Domain-Specific Metrics
The metrics above are largely applicable to tabular data. However, different data modalities often require specialized evaluation techniques.
- Image Data: Metrics like Fréchet Inception Distance (FID), Inception Score (IS), and Precision/Recall assess the quality and diversity of generated images based on features extracted from pre-trained deep learning models.
- Text Data: Evaluating generated text involves metrics like Perplexity (measuring model uncertainty), BLEU scores (comparing generated text to reference texts), and semantic similarity scores.
- Time-Series Data: Assessment focuses on capturing temporal dependencies, using metrics like autocorrelation function (ACF) similarity, spectral density comparisons, and performance on downstream forecasting tasks.
Chapter 5 covers these specialized metrics in greater detail.
A categorization of synthetic data evaluation metrics based on the assessment goal.

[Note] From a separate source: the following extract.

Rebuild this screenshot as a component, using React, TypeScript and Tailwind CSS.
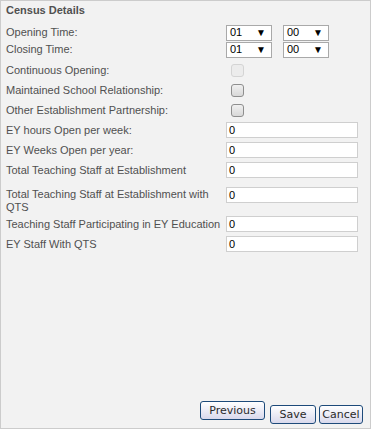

Understanding this taxonomy provides a roadmap for comprehensive evaluation. Rarely is a single metric sufficient. Instead, a suite of metrics across these categories is typically needed to gain a holistic view of the synthetic data's quality, reflecting the inherent trade-offs between fidelity, utility, and privacy that we introduced earlier. The specific choice of metrics within this framework will depend heavily on the data type, the generative model used, and the intended application of the synthetic data. In the following chapters, we will implement and interpret metrics from each of these categories.